How long does the foreclosure process typically take?

The duration of the foreclosure process can vary depending on factors such as state laws, lender policies, and individual circumstances. In some cases, foreclosure proceedings can take several months to a year or longer from the initial default notice to the final sale of the property. However, timelines may differ significantly based on jurisdiction and specific case details.

Can homeowners stop foreclosure once it has started?

Yes, homeowners may have options to stop or delay foreclosure proceedings, even after they've begun. Strategies such as loan modification, forbearance, repayment plans, or filing for bankruptcy can provide temporary relief and give homeowners time to negotiate with lenders or explore alternative solutions to foreclosure. It's essential to act promptly and seek professional advice to maximize available options.

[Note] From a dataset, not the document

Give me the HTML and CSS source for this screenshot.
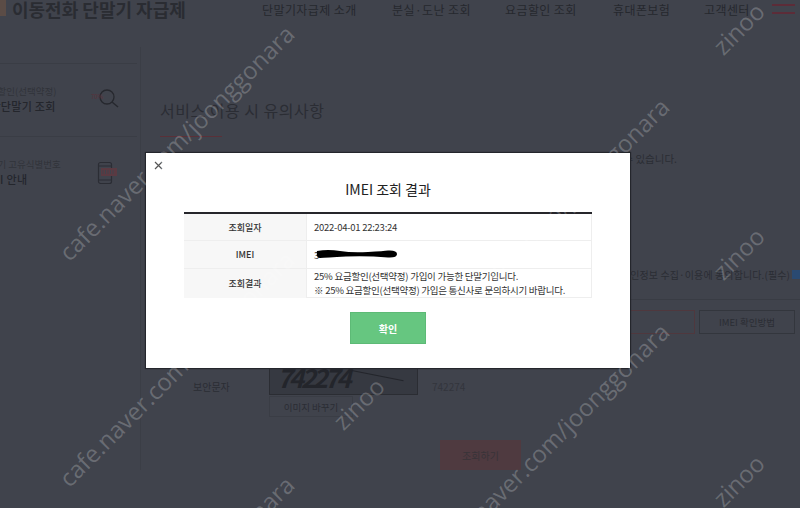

Will foreclosure affect my credit score?

Yes, foreclosure can have a significant negative impact on your credit score and financial standing. A foreclosure remains on your credit report for up to seven years, making it challenging to obtain new credit, secure loans, or qualify for favorable interest rates in the future. However, with proactive financial management and responsible credit behavior, it's possible to rebuild credit over time and regain financial stability.

What happens to any remaining debt after foreclosure?

In some cases, the proceeds from the foreclosure sale may not cover the full amount owed on the mortgage loan. This shortfall, known as a deficiency balance, remains the homeowner's responsibility. Lenders may pursue legal action to collect the deficiency, which could result in wage garnishment, asset seizure, or other adverse consequences. Exploring options such as debt settlement or negotiating a repayment plan with the lender may help resolve the outstanding debt and mitigate its impact on the homeowner's finances.